Postman might be my new favorite IDE

Postman might be my new favorite IDE
Listen to me read this!

Lately I’ve been working on a project that has significant meaning to me. It’s called the Good Roots Network, and it’s an application designed to connect local gardeners with people in their communities who need food. Growers list available produce, “gatherers” (social workers, non-profits, etc…) request it, and the system coordinates the full lifecycle from availability to pickup. It helps strike a balance in the community, too. When gardeners decide what to grow, it identifies gaps and suggests you grow something nobody else is to increase diversity and availability. Conceptually, it’s simple. Practically, it’s API-driven from the ground up. Roles, inventory state transitions, request validation, ownership transfer, notifications. All of it moves through contracts.

Like most devs these days, I moved fast at the start. I leaned heavily on Codex to build endpoints and handlers. Within a few days I had a working system. Authentication worked. Gardeners could declare what they’re growing. Listings could be created and updated. Gatherers could request produce and watch availability change in real time. From a product standpoint, it felt like real progress.

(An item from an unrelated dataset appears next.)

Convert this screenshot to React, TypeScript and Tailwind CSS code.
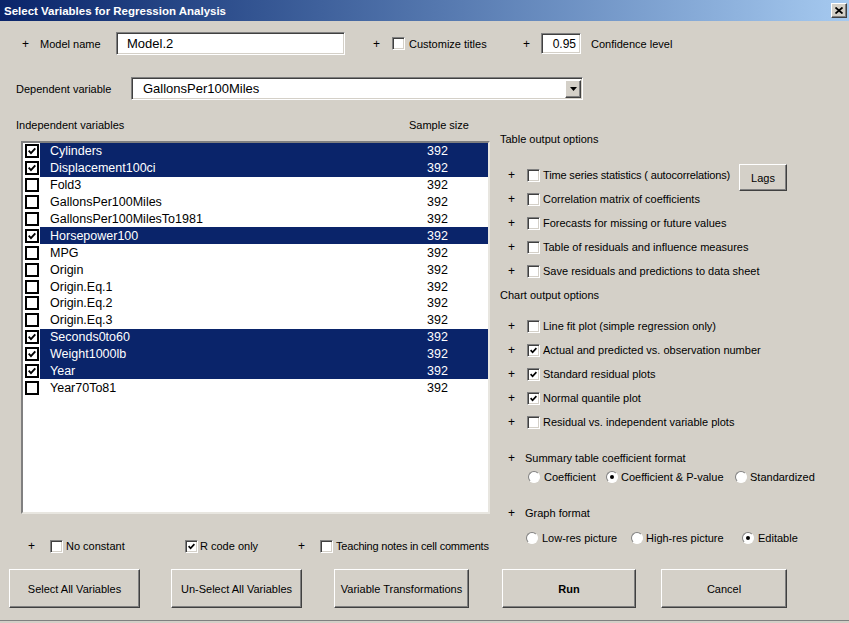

Before I knew it, I had already blown through my GitHub backlog and had to come up with a completely new phase of development.

Before I continue, thank you to Postman for sponsoring this post. All opinions are my own.

The problem with unhinged velocity

As the API surface grew, small inconsistencies started to accumulate. Some routes weren’t as RESTful as I would have designed them by hand. Resource boundaries got blurry because endpoints were generated around use cases instead of being cleanly modeled around entities. Naming conventions drifted slightly across routes that should have shared the same pattern.

Technically it wasn’t broken, but that’s the part that really bothered me. When a system is generated unsupervised from use cases, it works for the cases it was built for. Problems show up later when you go to add features or extend it. REST is so much more than a stylistic preference. It’s also a bunch of smart constraints that make APIs predictable, intuitive, and composable. When your resource model is blurry, every new feature becomes a challenge to figure out what the API already does and what you actually need it to do.

The bigger issue was confidence. I had an OpenAPI specification, but I had no contract tests making sure the implementation aligned with it. This is something I’ve talked about for years and couldn’t believe I wasn’t practicing what I preach. I also had no end-to-end tests validating the full grower-to-gatherer lifecycle. And I had no reliable way to validate backward compatibility when I needed to make a change.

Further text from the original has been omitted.